Chicago’s Mayor, Rahm Emanuel, thinks his city has an edge in one particular part of the startup scene — health tech. Healthcare technology is a sweeping term that applies to companies addressing everything from diagnostics to patient record keeping. In total this could become a $US280 billion market by 2021, according to some projections.
Emanuel gave Business Insider his pitch in a telephone interview and it goes something like this: Chicago has every piece of healthcare, from providers to pharmaceutical companies to health insurers. That could mean health-tech startups could have a better shot of reaching the right companies to either partner with or sell to.
“That makes Chicago really unique in the country,” he said. “It doesn’t lean just on pharmaceuticals, it doesn’t lean just on medical devices, it doesn’t lean just on insurance companies, and it doesn’t just lean on healthcare, hospital systems. It has all of them in one place.”
Fair enough, though the city has a long road ahead if it’s going to dominate the health-tech space, especially as it faces competition from Boston, New York, and, of course, Silicon Valley.
Chicago, which is home to a number of corporate headquarters, does rate highly in a ranking of high-tech cities that consider both infrastructure, jobs for tech workers, and the number of patents filed.

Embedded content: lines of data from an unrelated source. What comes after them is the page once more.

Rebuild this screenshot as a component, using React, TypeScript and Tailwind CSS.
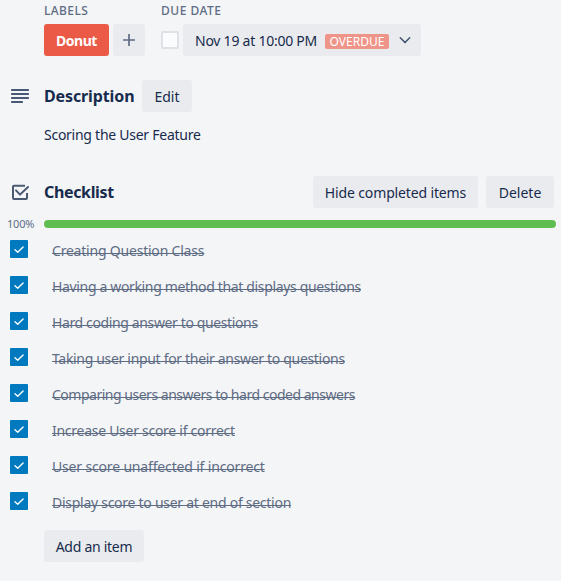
import React from "react";

const items = [
  { text: "Creating Question Class", fit: "tracking-[-0.21px]" },
  { text: "Having a working method that displays questions", fit: "tracking-[-0.345px]" },
  { text: "Hard coding answer to questions", fit: "tracking-[-0.375px]" },
  { text: "Taking user input for their answer to questions", fit: "tracking-[-0.32px]" },
  { text: "Comparing users answers to hard coded answers", fit: "tracking-[-0.485px]" },
  { text: "Increase User score if correct", fit: "tracking-[-0.275px]" },
  { text: "User score unaffected if incorrect", fit: "tracking-[-0.165px]" },
  { text: "Display score to user at end of section", fit: "tracking-[-0.27px]" },
];

function GreyButton({ children, className }: { children: React.ReactNode; className: string }) {
  return (
    <button
      className={`flex h-8 shrink-0 items-center justify-center whitespace-nowrap rounded-[3px] bg-[#eaebee] pt-0.5 text-sm leading-5 text-[#172b4d] ${className}`}
    >
      {children}
    </button>
  );
}

function DescriptionIcon() {
  return (
    <svg className="h-6 w-6" viewBox="0 0 24 24" fill="#4a5878">
      <rect x="3" y="5" width="18" height="2" rx="0.4" />
      <rect x="3" y="9" width="18" height="2" rx="0.4" />
      <rect x="3" y="13" width="18" height="2" rx="0.4" />
      <rect x="3" y="17" width="12" height="2" rx="0.4" />
    </svg>
  );
}

function ChecklistIcon() {
  return (
    <svg className="h-6 w-6" viewBox="0 0 24 24" fill="none" stroke="#4a5872" strokeWidth="2" strokeLinejoin="round">
      <path d="M17 5.7H6a1 1 0 0 0-1 1V18a1 1 0 0 0 1 1h12a1 1 0 0 0 1-1v-5" />
      <path d="M8 10.4l4 4.2L20 7" strokeLinecap="round" />
    </svg>
  );
}

export default function App() {
  return (
    <main className="h-[581px] w-[561px] overflow-hidden bg-[#f4f5f7] font-['Noto_Sans',sans-serif] text-sm text-[#172b4d]">
      <section className="flex pl-11 pt-px">
        <div className="w-[117px]">
          <h3 className="h-[23px] text-xs font-medium leading-5 tracking-[0.4px] text-[#5e6c84]">LABELS</h3>
          <div className="flex gap-1">
            <span className="flex h-8 w-[65px] items-center justify-center rounded-[3px] bg-[#eb5a46] pt-0.5 font-bold tracking-[-0.5px] text-white">
              Donut
            </span>
            <button className="flex h-8 w-8 items-center justify-center rounded-[3px] bg-[#eaebee]">
              <svg className="h-4 w-4" viewBox="0 0 16 16" stroke="#5e6c84" strokeWidth="1.7">
                <path d="M8 2v12M2 8h12" />
              </svg>
            </button>
          </div>
        </div>
        <div>
          <h3 className="h-[23px] text-xs font-medium leading-5 tracking-[0.5px] text-[#5e6c84]">DUE DATE</h3>
          <div className="flex items-center gap-1">
            <span className="h-[18px] w-[18px] rounded-xs border-2 border-[#dfe1e6] bg-[#fafbfc]" />
            <button className="flex h-8 w-[238px] items-center rounded-[3px] bg-[#eaebee] pl-3 text-left text-sm">
              <span className="w-[130px] whitespace-nowrap pt-0.5 tracking-[-0.24px]">Nov 19 at 10:00 PM</span>
              <span className="mt-0.5 flex h-[15px] w-16 items-center justify-center rounded-xs bg-[#ef9488] text-xs leading-[15px] text-white">
                OVERDUE
              </span>
              <svg className="ml-2 h-4 w-4" viewBox="0 0 16 16" fill="none" stroke="#42526e" strokeWidth="1.5" strokeLinecap="round" strokeLinejoin="round">
                <path d="M3.3 5.8L8 10.6l4.7-4.8" />
              </svg>
            </button>
          </div>
        </div>
      </section>

      <section className="mt-6">
        <div className="flex items-center pl-2">
          <DescriptionIcon />
          <h2 className="ml-3 w-[98px] whitespace-nowrap text-base font-bold leading-5 tracking-[-0.12px]">Description</h2>
          <GreyButton className="w-[50px]">Edit</GreyButton>
        </div>
        <p className="mt-[13px] pl-11 leading-5 tracking-[-0.26px]">Scoring the User Feature</p>
      </section>

      <section className="mt-[31px]">
        <div className="flex items-center pl-2 pr-[7px]">
          <ChecklistIcon />
          <h2 className="ml-3 flex-1 text-base font-bold leading-5 tracking-[-0.35px]">Checklist</h2>
          <GreyButton className="mr-2 w-[165px] tracking-[-0.14px]">Hide completed items</GreyButton>
          <GreyButton className="w-[68px]">Delete</GreyButton>
        </div>
        <div className="mt-2.5 flex h-3 items-center pr-[5px]">
          <span className="w-11 pl-[7px] text-[11px] leading-3 tracking-[-0.2px] text-[#5e6c84]">100%</span>
          <div className="h-2 flex-1 rounded-full bg-[#61bd4f]" />
        </div>
        <ul className="mt-2.5 pl-2.5">
          {items.map((item) => (
            <li key={item.text} className="flex h-9 items-start">
              <span className="flex h-[18px] w-[18px] items-center justify-center rounded-[1px] bg-[#0079bf]">
                <svg className="h-[18px] w-[18px]" viewBox="0 0 18 18" fill="none" stroke="white" strokeWidth="1.4" strokeLinecap="round" strokeLinejoin="round">
                  <path d="M5 9.8l2.7 2.4 5.4-5.2" />
                </svg>
              </span>
              <span
                className={`ml-6 mt-px whitespace-nowrap leading-5 text-[#5e6c84] underline decoration-1 underline-offset-[-3px] [text-decoration-skip-ink:none] ${item.fit}`}
              >
                {item.text}
              </span>
            </li>
          ))}
        </ul>
        <div className="mt-0.5 pl-11">
          <GreyButton className="w-[100px] tracking-[-0.27px]">Add an item</GreyButton>
        </div>
      </section>
    </main>
  );
}
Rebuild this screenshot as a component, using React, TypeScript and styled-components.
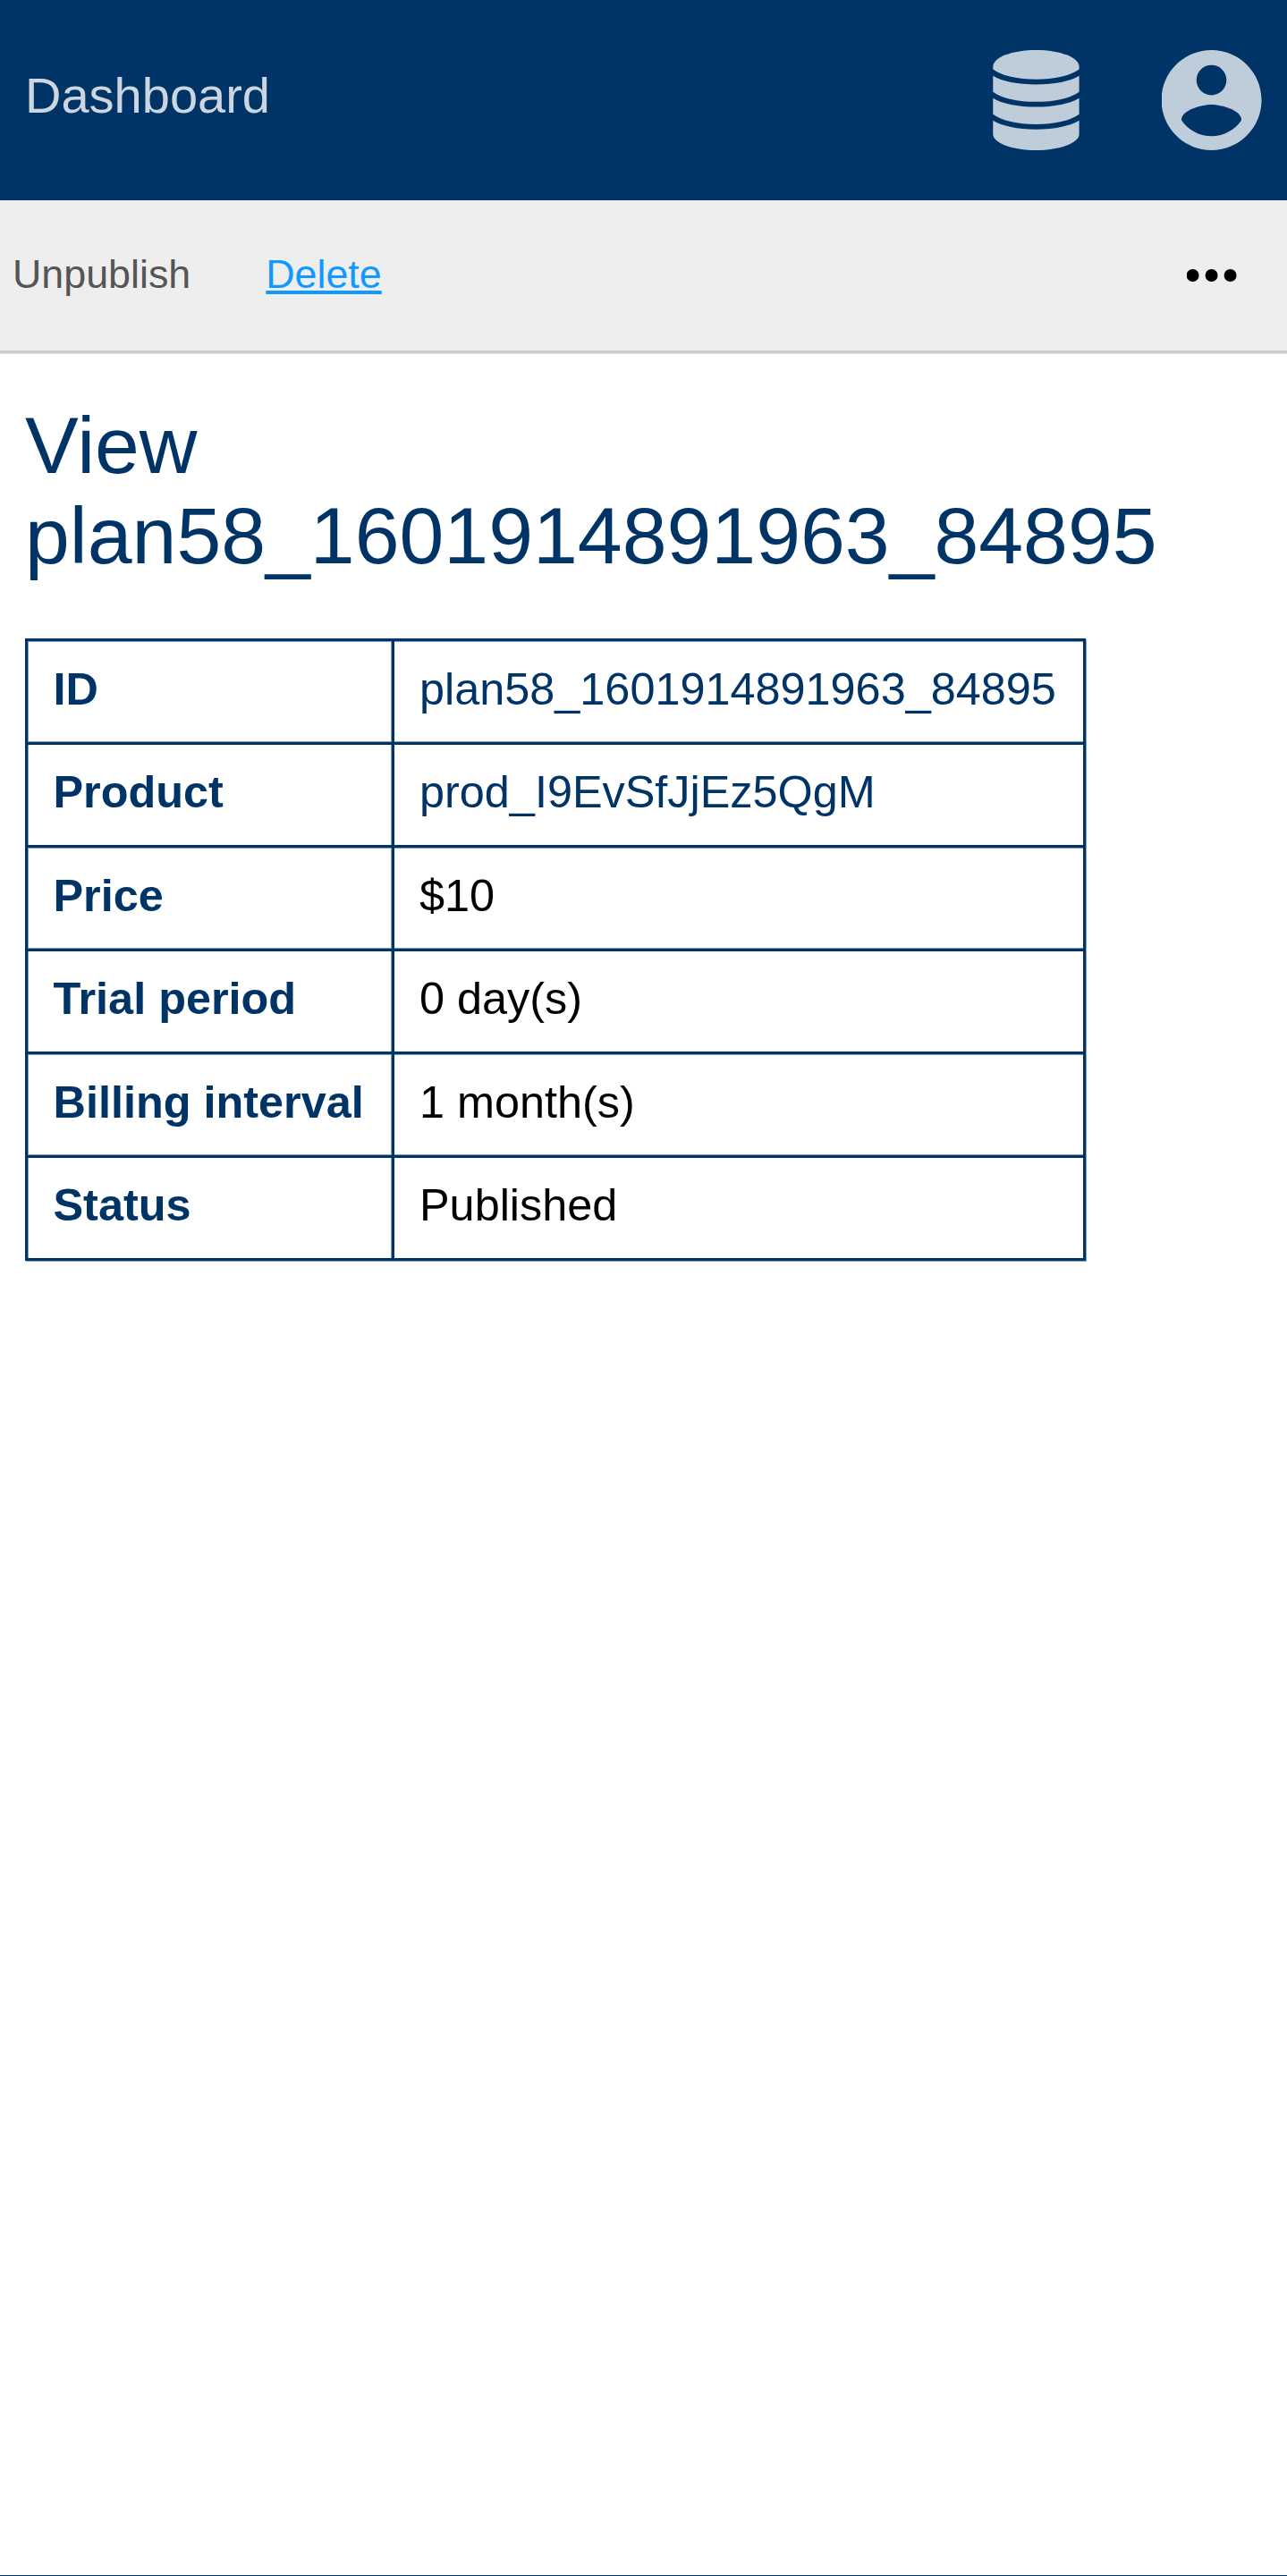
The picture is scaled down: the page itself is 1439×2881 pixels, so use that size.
import React from 'react';
import styled, { createGlobalStyle, css } from 'styled-components';

const navy = '#003366';
const softNavy = '#8099b2';

const GlobalStyle = createGlobalStyle`
  * { box-sizing: border-box; }
  body {
    margin: 0;
    background: #fff;
    font-family: "Liberation Sans", Arial, sans-serif;
  }
`;

const Page = styled.div`
  height: 2881px;
  display: flex;
  flex-direction: column;
  border-bottom: 1px solid ${navy};
`;

const Header = styled.header`
  height: 224px;
  padding: 0 28px;
  display: flex;
  align-items: center;
  justify-content: space-between;
  background: ${navy};
`;

const HomeLink = styled.a`
  padding-bottom: 11px;
  font-size: 56px;
  line-height: 64px;
  color: #ccd6e0;
`;

const HeaderMenus = styled.nav`
  display: flex;
  align-items: center;
  gap: 92px;
`;

const MenuIcon = styled.svg`
  display: block;
  height: 112px;
  fill: #bfccd9;
`;

const ToolbarWrap = styled.div`
  border-bottom: 1px solid #e5e5e5;
`;

const Toolbar = styled.nav`
  height: 171px;
  display: flex;
  align-items: center;
  gap: 84px;
  padding: 0 56px 4px 14px;
  background: #eee;
  border-bottom: 3px solid #ccc;
`;

const ToolbarLink = styled.a<{ $active?: boolean }>`
  font-size: 44.8px;
  line-height: 52px;
  color: ${(p) => (p.$active ? '#1199ff' : '#555')};
  text-decoration: ${(p) => (p.$active ? 'underline' : 'none')};
  text-decoration-thickness: 4px;
  text-decoration-skip-ink: none;
  text-underline-offset: 3px;
`;

const MoreIcon = styled.svg`
  display: block;
  width: 56px;
  height: 14px;
  margin: 4px 0 0 auto;
`;

const Content = styled.main`
  padding: 51.5px 28px 0;
`;

const Title = styled.h1`
  margin: 0 0 64.5px;
  font-size: 89.6px;
  font-weight: 400;
  line-height: 101px;
  color: ${navy};
`;

const Details = styled.dl`
  width: 1186px;
  margin: 0;
  border: solid ${navy};
  border-width: 0 3px 3px;
  box-shadow: 1px 1px 0 ${softNavy};
`;

const Row = styled.div<{ $tall: boolean }>`
  display: grid;
  grid-template-columns: 410px 1fr;
  height: ${(p) => (p.$tall ? 116 : 115)}px;
  border-top: 3px solid ${navy};
  line-height: ${(p) => (p.$tall ? 59 : 57)}px;
  ${(p) =>
    p.$tall &&
    css`
      box-shadow: inset 0 1px 0 ${softNavy}, inset 0 -1px 0 ${softNavy};
    `}
`;

const Label = styled.dt`
  padding: 24px 0 0 28.5px;
  border-right: 3px solid ${navy};
  box-shadow: inset 1px 0 0 ${softNavy}, inset -1px 0 0 ${softNavy};
  font-size: 50.4px;
  font-weight: 700;
  color: ${navy};
  white-space: nowrap;
`;

const Value = styled.dd<{ $link?: boolean }>`
  margin: 0;
  padding: 24px 0 0 28px;
  font-size: 50.4px;
  color: ${(p) => (p.$link ? navy : '#000')};
`;

const rows = [
  { label: 'ID', value: 'plan58_1601914891963_84895', link: true },
  { label: 'Product', value: 'prod_I9EvSfJjEz5QgM', link: true },
  { label: 'Price', value: '$10' },
  { label: 'Trial period', value: '0 day(s)' },
  { label: 'Billing interval', value: '1 month(s)' },
  { label: 'Status', value: 'Published' },
];

export default function App() {
  return (
    <>
      <GlobalStyle />
      <Page>
        <Header>
          <HomeLink>Dashboard</HomeLink>
          <HeaderMenus>
            <MenuIcon width="97" viewBox="0 0 97 112">
              <path d="M.3 18.5C.3 8 22 0 48.4 0S96.6 8 96.6 18.5V21.5C87 28.5 69 32.8 48.4 32.8S9.5 28.5.3 21.5Z" />
              <path d="M.3 28.7C10 35 28 38.4 48.4 38.4S86.5 35 96.6 28.7V46.7C87 54 69 57.8 48.4 57.8S9.5 54 .3 46.7Z" />
              <path d="M.3 53.8C10 60 28 63.6 48.4 63.6S86.5 60 96.6 53.8V71.8C87 79 69 82.9 48.4 82.9S9.5 79 .3 71.8Z" />
              <path d="M.3 78.8C10 85 28 88.7 48.4 88.7S86.5 85 96.6 78.8V94C96.6 104 75 112 48.4 112S.3 104 .3 94Z" />
            </MenuIcon>
            <MenuIcon width="112" viewBox="2.08 2 20 20">
              <path d="M12 2C6.48 2 2 6.48 2 12s4.48 10 10 10 10-4.48 10-10S17.52 2 12 2zm0 3c1.66 0 3 1.34 3 3s-1.34 3-3 3-3-1.34-3-3 1.34-3 3-3zm0 14.2c-2.5 0-4.71-1.28-6-3.22.03-1.99 4-3.08 6-3.08 1.99 0 5.97 1.09 6 3.08-1.29 1.94-3.5 3.22-6 3.22z" />
            </MenuIcon>
          </HeaderMenus>
        </Header>
        <ToolbarWrap>
          <Toolbar>
            <ToolbarLink>Unpublish</ToolbarLink>
            <ToolbarLink $active>Delete</ToolbarLink>
            <MoreIcon viewBox="0.4 0 56 14">
              <circle cx="7" cy="7" r="7" />
              <circle cx="28" cy="7" r="7" />
              <circle cx="49" cy="7" r="7" />
            </MoreIcon>
          </Toolbar>
        </ToolbarWrap>
        <Content>
          <Title>View plan58_1601914891963_84895</Title>
          <Details>
            {rows.map((row, index) => (
              <Row key={row.label} $tall={index % 2 === 0}>
                <Label>{row.label}</Label>
                <Value $link={row.link}>{row.value}</Value>
              </Row>
            ))}
          </Details>
        </Content>
      </Page>
    </>
  );
}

Its most notable startup on the scene so far is Outcome Health, which is a bit more like a media company. It delivers educational health footage alongside advertisements to doctor’s offices and waiting rooms. Still, Outcome is so far proving successful, having raised $US500 million in May at a whopping $US5 billion valuation.
Outcome’s CEO Rishi Shah was on the call with Emanuel and said the company plans to add 2,000 jobs to the Chicago area by 2022 after Outcome moves into its new headquarters in 2018.
A pitch for Amazon
All this isn’t to say that Chicago’s only interested in health tech. E-commerce giant Amazon is looking for a second headquarters in North America, with the promise of employing 50,000 people. Chicago, along with 49 other cities has thrown its hat in the ring.
As far as Emanuel’s concerned, Chicago’s already the best choice for Amazon.
“If you’re Amazon, and you want to grow to X, what city today on Day One can say every June from its universities and the Big Ten 150,000 freshly-minted four-year colleges coming out of Madison, Ann Arbor, Notre Dame, Purdue, University of Iowa. Every year, guaranteed, 150,000. Only one city can say that in the United States. Chicago. ” Emanuel said, citing a figure from a World Business Chicago analysis of the Integrated Postsecondary Education Data System. “What city can say to you if you want to get to Seattle or New York and have six options a day? What city can say that to you on two different carriers? Only one city.”
“What city can say to you unlike Seattle or SF or New York, is one-third of the cost of living of those cities and has a cultural attraction equal to those cities?” Emanuel said. “That makes Chicago the most competitive city.”